Published on: February 21, 2015 at 12:35 PM ET
Essel Pratt
Written By Essel Pratt
News Writer

The rings can reveal much about the life and age of a tree. Conditions such as weather trends, major natural events, or even man-made happenings can all be recorded in the spiraling rings as the tree grows to maturity.

An inventive artist decided to investigate the tree rings further by inventing a machine that would play the rings like a vinyl record in an attempt to hear nature’s past. The machine digitally translates the ring’s intricate surfaces into piano notes so the tree’s past can be heard. What resulted was a beautifully eerie composition.

Bartholomäus Traubeck created a machine that translates the rings of a tree into piano notes. The invention is similar to a turntable but does not use a needle to capture the sound. Instead, sensors scan the rings as the slice of wood spins and gather information by analyzing the wood’s color and texture, according to IFL Science . An algorithm is then used to translate the findings into piano notes.
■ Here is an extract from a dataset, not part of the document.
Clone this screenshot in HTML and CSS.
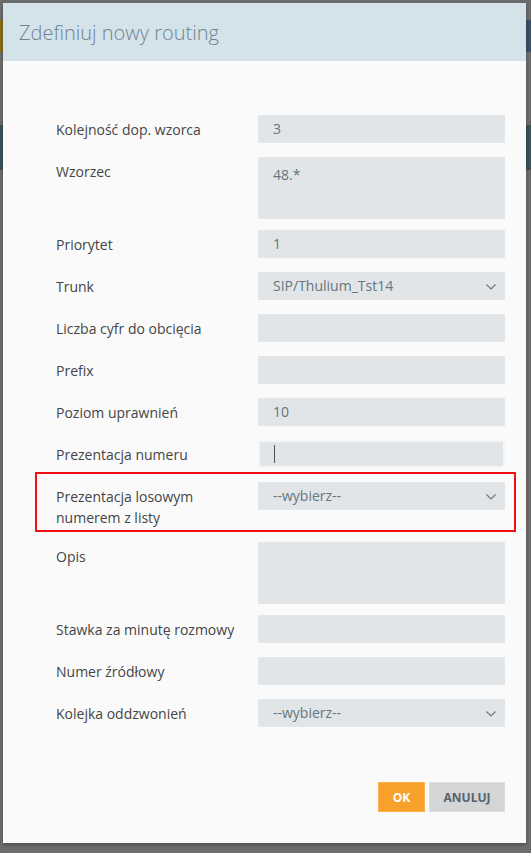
FILE: index.html
```html
<!DOCTYPE html>
<html lang="pl">
<head>
    <meta charset="UTF-8">
    <meta name="viewport" content="width=device-width, initial-scale=1.0">
    <title>Routing</title>
    <link rel="stylesheet" href="styles.css">
</head>
<body>
    <!-- dimmed page under the dialog -->
    <div class="page">
        <div class="page-bar"></div>
        <div class="page-band"></div>
    </div>

    <div class="modal">
        <div class="modal-header">Zdefiniuj nowy routing</div>

        <form class="modal-body">
            <div class="row">
                <label>Kolejność dop. wzorca</label>
                <div class="field">3</div>
            </div>
            <div class="row row-area">
                <label>Wzorzec</label>
                <div class="field area">48.*</div>
            </div>
            <div class="row">
                <label>Priorytet</label>
                <div class="field">1</div>
            </div>
            <div class="row">
                <label>Trunk</label>
                <div class="field select">SIP/Thulium_Tst14
                    <svg class="chevron" viewBox="0 0 10 6"><path d="M0.5 0.5 L5 5 L9.5 0.5"/></svg>
                </div>
            </div>
            <div class="row">
                <label>Liczba cyfr do obcięcia</label>
                <div class="field"></div>
            </div>
            <div class="row">
                <label>Prefix</label>
                <div class="field"></div>
            </div>
            <div class="row">
                <label>Poziom uprawnień</label>
                <div class="field">10</div>
            </div>
            <div class="row">
                <label>Prezentacja numeru</label>
                <div class="field focused"><span class="caret"></span></div>
            </div>
            <div class="row marked">
                <label>Prezentacja losowym numerem z listy</label>
                <div class="field select">--wybierz--
                    <svg class="chevron" viewBox="0 0 10 6"><path d="M0.5 0.5 L5 5 L9.5 0.5"/></svg>
                </div>
            </div>
            <div class="row row-area">
                <label>Opis</label>
                <div class="field area"></div>
            </div>
            <div class="row">
                <label>Stawka za minutę rozmowy</label>
                <div class="field"></div>
            </div>
            <div class="row">
                <label>Numer źródłowy</label>
                <div class="field"></div>
            </div>
            <div class="row">
                <label>Kolejka oddzwonień</label>
                <div class="field select">--wybierz--
                    <svg class="chevron" viewBox="0 0 10 6"><path d="M0.5 0.5 L5 5 L9.5 0.5"/></svg>
                </div>
            </div>

            <div class="actions">
                <button type="submit" class="btn btn-ok">OK</button>
                <button type="button" class="btn btn-cancel">ANULUJ</button>
            </div>
        </form>
    </div>
</body>
</html>
```

FILE: styles.css
```css
body {
    margin: 0;
    height: 853px;
    overflow: hidden;
    background-color: #6d6d6d;
    font-family: "Open Sans", Arial, sans-serif;
}

.page {
    padding-top: 20px;
}

.page-bar {
    height: 32px;
    background: linear-gradient(to right, #8a6e16 0, #8a6e16 10px, #3e4f6c 10px);
}

.page-band {
    margin-top: 73px;
    height: 45px;
    background-color: #3d525b;
}

.modal {
    position: absolute;
    left: 3px;
    top: 3px;
    width: 523px;
    height: 840px;
    background-color: #fafafa;
    box-shadow: 0 2px 4px rgba(0, 0, 0, 0.3);
}

.modal-header {
    height: 58px;
    padding-left: 16px;
    background-color: #d4e2ea;
    color: #718391;
    font-size: 20px;
    font-weight: 300;
    line-height: 60px;
}

.modal-body {
    padding: 54px 21px 30px 53px;
}

.row {
    position: relative;
    display: flex;
    margin-bottom: 14px;
}

.row-area {
    margin-bottom: 11px;
}

.row label {
    width: 202px;
    flex-shrink: 0;
    padding: 4px 20px 0 0;
    box-sizing: border-box;
    color: #454545;
    font-size: 14px;
    line-height: 21px;
}

.field {
    position: relative;
    flex: 1;
    height: 28px;
    padding: 0 14px;
    box-sizing: border-box;
    background-color: #e1e5e7;
    border: 1px solid #e4e7e9;
    color: #66757f;
    font-size: 14px;
    line-height: 26px;
}

.field.area {
    height: 62px;
    padding-top: 4px;
}

.field.focused {
    border: 2px solid #f4f5f6;
}

.caret {
    display: inline-block;
    width: 1px;
    height: 18px;
    margin-top: 3px;
    background-color: #44525d;
    vertical-align: top;
}

.chevron {
    position: absolute;
    right: 8px;
    top: 11px;
    width: 10px;
    height: 6px;
    fill: none;
    stroke: #6a7883;
    stroke-width: 1.2;
}

/* red frame drawn around a row */
.marked::after {
    content: "";
    position: absolute;
    left: -21px;
    right: -11px;
    top: -10px;
    bottom: -4px;
    border: 2px solid #f01010;
}

.marked {
    margin-bottom: 14px;
}

.actions {
    display: flex;
    justify-content: flex-end;
    gap: 4px;
    margin-top: 55px;
}

.btn {
    height: 30px;
    border: 1px solid transparent;
    font-family: "Open Sans", Arial, sans-serif;
    font-size: 12px;
    font-weight: 700;
    cursor: pointer;
}

.btn-ok {
    width: 47px;
    background-color: #f7a12a;
    border-color: #fbb24c;
    color: #fff;
}

.btn-cancel {
    width: 76px;
    background-color: #d3d5d7;
    border-color: #dcdee0;
    color: #55636d;
}
```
Due to unique variations in each slice of tree, no two melodies are the same.

Traubeck created an album from his experiment, titled Years , which features spruce, ash, oak, maple, alder, walnut, and beech samples.

The album is scheduled to release in August, on vinyl.

Each melody captures a mystical glimpse into the tree’s life, one that may never have been heard if not for Traubeck’s imagination and invention. Each of the tracks is both haunting and beautiful at the same time, bringing life back to the fallen tree’s existence.

Bartholomaus Traubeck is a German media artist, according to Wimp , and has worked on multiple other projects that bring life to otherwise unthinkable projects. One such project resulted in taking blood samples from Australia and Northern Italy, then traveling to the Similaun Glacier, where the samples were tossed into deep crevices where they would be frozen for future life to find.

Other projects included playing records non-stop until the grooves wore out, recording the eerie end result.

Playing the rings of trees has been attempted before, but not with the same beautiful result as Traubeck’s attempt. There have also been attempts to play the grooves in a clay pot, from ancient burials, on a device similar to a record player, also resulting in eerie music. However, Traubeck’s tree ring music is the most beautiful attempt so far. There is no word on whether he plans to translate the end result into other instruments, but the piano seems to be the perfect fit.